REVIEWED BY MICHAEL SHONK:


T.H.E. CAT. NBC-TV. 26 episodes. 30 minutes. September 16,1966 through March 31, 1967. Created: Harry Julian Fink. Produced: Boris Sagal. Cast: Robert Loggia (Thomas Hewitt Edward Cat), Robert Carricart (Pepe Coroza), R. G. Armstrong (Police Captain McAllister).

T.H.E. CAT

    In the fifties and sixties, many television series featured a darker hero, a cool intelligent fearless man of action, and a jazz soundtrack to highlight the noir-like visual look of such a man’s world. T.H.E. Cat was among the best of such series.

    “Out of the night comes a man who saves lives at the risk of his own. Once, a circus performer, an aerialist who refused the net. Once, a cat burglar, a master among jewel thieves. And now, a professional bodyguard. Primitive. Savage. In love with danger. T.H.E. Cat.” (from NBC introduction that can be seen at YouTube).

   Robert Loggia was perfect as T.H.E. Cat. His looks, even the way his body moved, made Loggia the ideal choice for the circus performer turned thief turned bodyguard.

T.H.E. CAT

   Much of the series reminds one of Peter Gunn, such as the opening titles and “Casa del Gato,” the jazz nightclub Cat owned with his gypsy friend Pepe. Lalo Schifrin’s wonderful jazz music was as valuable to T.H.E. Cat as Henry Mancini’s music was for Gunn. But T.H.E. Cat went beyond Peter Gunn.

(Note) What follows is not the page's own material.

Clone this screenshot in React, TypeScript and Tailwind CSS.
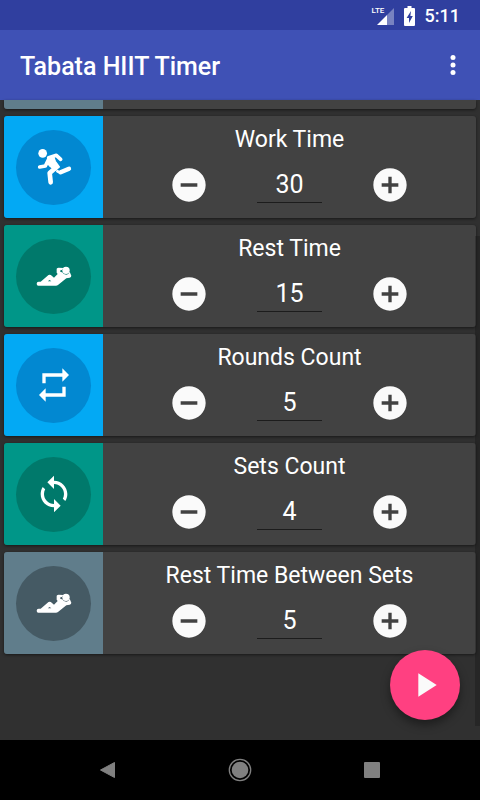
import { useState, type ReactNode } from "react"

type Tone = "blue" | "teal" | "slate"

type Setting = {
  id: string
  label: string
  value: number
  tone: Tone
  icon: ReactNode
}

const TILE: Record<Tone, string> = {
  blue: "bg-[#03a9f4]",
  teal: "bg-[#009688]",
  slate: "bg-[#607d8b]",
}

const DISC: Record<Tone, string> = {
  blue: "bg-[#0288d1]",
  teal: "bg-[#00796b]",
  slate: "bg-[#455a64]",
}

function RunIcon() {
  return (
    <svg viewBox="0 0 120 120" className="size-10" fill="none" stroke="#fff" strokeLinecap="round" strokeLinejoin="round" aria-hidden="true">
      <circle cx="26" cy="19" r="13" fill="#fff" stroke="none" />
      <path d="M44 32 L67 25 L80 37" strokeWidth="11" />
      <path d="M45 35 L34 57 L17 60" strokeWidth="11" />
      <path d="M44 32 L58 27 L64 43 L76 60 L64 70 L48 58 L40 48 Z" fill="#fff" strokeWidth="4" />
      <path d="M65 62 L47 78 L50 106" strokeWidth="14" />
      <path d="M80 76 L105 65" strokeWidth="13" />
      <path d="M70 73 L79 77" strokeWidth="8" />
    </svg>
  )
}

function RestIcon() {
  return (
    <svg viewBox="0 0 120 120" className="size-10" fill="#fff" aria-hidden="true">
      <path
        fillRule="evenodd"
        d="M8 83 Q8 77 14 77 L20 77 L40 60 Q47 53 54 60 L60 65 L71 54 L68 50 L68 38 Q70 35 74 35 L88 36 L84 42 L79 43 L79 48 L85 49 Q88 56 97 56 Q104 55 107 47 L112 59 Q112 64 107 65 L97 67 L72 87 Q69 89 66 89 L13 89 Q8 89 8 83 Z M41 76 L52 76 L47 72 Z"
      />
      <circle cx="96" cy="43" r="11" />
    </svg>
  )
}

function RepeatIcon() {
  return (
    <svg viewBox="0 0 24 24" className="size-10" fill="#fff" aria-hidden="true">
      <path d="M7 7h10v3l4-4-4-4v3H5v6h2V7zm10 10H7v-3l-4 4 4 4v-3h12v-6h-2v4z" />
    </svg>
  )
}

function SyncIcon() {
  return (
    <svg viewBox="0 0 24 24" className="size-10" fill="#fff" aria-hidden="true">
      <path d="M12 4V1L8 5l4 4V6c3.31 0 6 2.69 6 6 0 1.01-.25 1.97-.7 2.8l1.46 1.46C19.54 15.03 20 13.57 20 12c0-4.42-3.58-8-8-8zm0 14c-3.31 0-6-2.69-6-6 0-1.01.25-1.97.7-2.8L5.24 7.74C4.46 8.97 4 10.43 4 12c0 4.42 3.58 8 8 8v3l4-4-4-4v3z" />
    </svg>
  )
}

const SETTINGS: Setting[] = [
  { id: "work", label: "Work Time", value: 30, tone: "blue", icon: <RunIcon /> },
  { id: "rest", label: "Rest Time", value: 15, tone: "teal", icon: <RestIcon /> },
  { id: "rounds", label: "Rounds Count", value: 5, tone: "blue", icon: <RepeatIcon /> },
  { id: "sets", label: "Sets Count", value: 4, tone: "teal", icon: <SyncIcon /> },
  { id: "rest-sets", label: "Rest Time Between Sets", value: 5, tone: "slate", icon: <RestIcon /> },
]

function StatusBar() {
  return (
    <div className="flex h-[30px] shrink-0 items-center justify-end bg-[#303f9f] pr-5 pt-0.5 text-white">
      <div className="relative mr-[10px] h-[19px] w-[22px]">
        <span className="absolute left-0 top-0 text-[8px] font-medium leading-[8px]">LTE</span>
        <svg viewBox="0 0 17 17" className="absolute bottom-px right-0 size-[17px]" aria-hidden="true">
          <path d="M17 0 V17 H10 V7 Z" fill="#fff" fillOpacity="0.35" />
          <path d="M10 7 V17 H0 Z" fill="#fff" />
        </svg>
      </div>
      <svg viewBox="0 0 11 20" className="mr-[10px] h-5 w-[11px]" aria-hidden="true">
        <path d="M3.5 0 H7.5 V2 H10 Q11 2 11 3 V19 Q11 20 10 20 H1 Q0 20 0 19 V3 Q0 2 1 2 H3.5 Z" fill="#fff" />
        <path d="M7 5 L2.6 12 H5 V17 L8.8 10 H6.4 Z" fill="#303f9f" />
      </svg>
      <span className="text-[18px] font-medium leading-[20px]">5:11</span>
    </div>
  )
}

function SettingCard({ setting }: { setting: Setting }) {
  const [value, setValue] = useState(setting.value)

  return (
    <section className="flex h-[102px] shrink-0 overflow-hidden rounded-[3px] bg-[#424242] shadow-[0_1px_3px_rgba(0,0,0,0.5)]">
      <div className={`flex w-[99px] shrink-0 items-center justify-center ${TILE[setting.tone]}`}>
        <div className={`flex size-[75px] items-center justify-center rounded-full ${DISC[setting.tone]}`}>{setting.icon}</div>
      </div>
      <div className="flex flex-1 flex-col items-center pt-[9px]">
        <label htmlFor={setting.id} className="text-[23px] leading-[30px]">{setting.label}</label>
        <div className="mt-[10px] flex items-center gap-12">
          <button type="button" aria-label={`Decrease ${setting.label}`} onClick={() => setValue(v => Math.max(0, v - 1))}>
            <svg viewBox="0 0 24 24" className="size-10" fill="#fafafa" aria-hidden="true">
              <path d="M12 2C6.48 2 2 6.48 2 12s4.48 10 10 10 10-4.48 10-10S17.52 2 12 2zm5 11H7v-2h10v2z" />
            </svg>
          </button>
          <input
            id={setting.id}
            type="text"
            inputMode="numeric"
            value={value}
            onChange={e => setValue(Number(e.target.value) || 0)}
            className="h-9 w-[65px] border-b border-[#1c1c1c] bg-transparent pb-px text-center text-[25px] leading-[30px] outline-none"
          />
          <button type="button" aria-label={`Increase ${setting.label}`} onClick={() => setValue(v => v + 1)}>
            <svg viewBox="0 0 24 24" className="size-10" fill="#fafafa" aria-hidden="true">
              <path d="M12 2C6.48 2 2 6.48 2 12s4.48 10 10 10 10-4.48 10-10S17.52 2 12 2zm5 11h-4v4h-2v-4H7v-2h4V7h2v4h4v2z" />
            </svg>
          </button>
        </div>
      </div>
    </section>
  )
}

function NavBar() {
  return (
    <nav className="flex h-[60px] shrink-0 items-center justify-center gap-[108px] bg-black">
      <button type="button" aria-label="Back">
        <svg viewBox="0 0 24 24" className="size-6" aria-hidden="true">
          <path d="M18.5 4.5 V19.5 L4.5 12 Z" fill="#808080" stroke="#808080" strokeLinejoin="round" />
        </svg>
      </button>
      <button type="button" aria-label="Home">
        <svg viewBox="0 0 24 24" className="size-6" aria-hidden="true">
          <circle cx="12" cy="12" r="10.7" fill="none" stroke="#808080" strokeWidth="1.3" />
          <circle cx="12" cy="12" r="8.3" fill="#808080" />
        </svg>
      </button>
      <button type="button" aria-label="Overview">
        <svg viewBox="0 0 24 24" className="size-6" aria-hidden="true">
          <rect x="4" y="4" width="16" height="16" rx="1" fill="#808080" />
        </svg>
      </button>
    </nav>
  )
}

export default function App() {
  return (
    <div className="flex min-h-screen flex-col bg-[#303030] font-[Roboto,sans-serif] text-white">
      <StatusBar />
      <header className="flex h-[70px] shrink-0 items-center justify-between bg-[#3f51b5] pl-5 pr-3">
        <h1 className="pt-1 text-[25px] font-medium leading-[30px]">Tabata HIIT Timer</h1>
        <button type="button" aria-label="More options">
          <svg viewBox="0 0 24 24" className="size-[30px]" fill="#fff" aria-hidden="true">
            <circle cx="12" cy="6" r="2" />
            <circle cx="12" cy="12" r="2" />
            <circle cx="12" cy="18" r="2" />
          </svg>
        </button>
      </header>

      <main className="relative flex flex-1 flex-col gap-[7px] px-1 pb-[85px]">
        {/* tail of the card scrolled under the header */}
        <div className="flex h-[9px] shrink-0 overflow-hidden rounded-b-[3px] bg-[#424242] shadow-[0_1px_3px_rgba(0,0,0,0.5)]">
          <div className="w-[99px] bg-[#607d8b]" />
        </div>
        {SETTINGS.map(s => <SettingCard key={s.id} setting={s} />)}

        <div className="absolute bottom-[14px] right-0 top-[136px] w-[5px] bg-black/20" />
        <button
          type="button"
          aria-label="Start"
          className="absolute bottom-5 right-5 flex size-[70px] items-center justify-center rounded-full bg-[#ff4081] shadow-[0_5px_10px_rgba(0,0,0,0.4)]"
        >
          <svg viewBox="0 0 24 24" className="size-10" fill="#fafafa" aria-hidden="true">
            <path d="M8 5v14l11-7z" />
          </svg>
        </button>
      </main>

      <NavBar />
    </div>
  )
}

   Created by Harry Julian Fink, who would later create “Dirty Harry,” T.H.E. Cat was set in a violent world full of odd exotic and often damaged people such as a dethroned King, a psychopath who refused to wear shoes, and Cat’s police contact, the one-handed Captain McAllister.

T.H.E. CAT

   Talented Boris Sagal set the look for the series as the first episode’s director and series producer. Not surprisingly, among Sagal’s many director credits include episodes of Peter Gunn and Mike Hammer (1958-1959). Another director for this series worthy of note was Jacques Tourneur (Out of the Past) who directed the episode “Ring of Anasis” (December 30, 1966).

   The series focused on crime over mystery, action over clues, and style over realism. T.H.E. Cat featured scenes worthy of the Bond-like hero of the time.

   In “To Kill a Priest”, Cat faced the killer and his gang in the villain’s own lair, the old Hall of Justice building the villain had bought. Cat threatened the mobster, ignoring the gunmen and their guns pointed a few inches from his head. While of poor quality, this is the only full episode available to view on YouTube. (The link is for Part One of Three.)

T.H.E. CAT

   Despite being filmed in color, the noirish feel to the series was not totally lost. The damaged characters, jazz music, violent action, creative camera angles and lighting, all made T.H.E. Cat a series worth watching then and now. Hopefully, someday the series will make it to the world of the legit DVD, and we will see it in the remastered quality T.H.E. Cat deserves.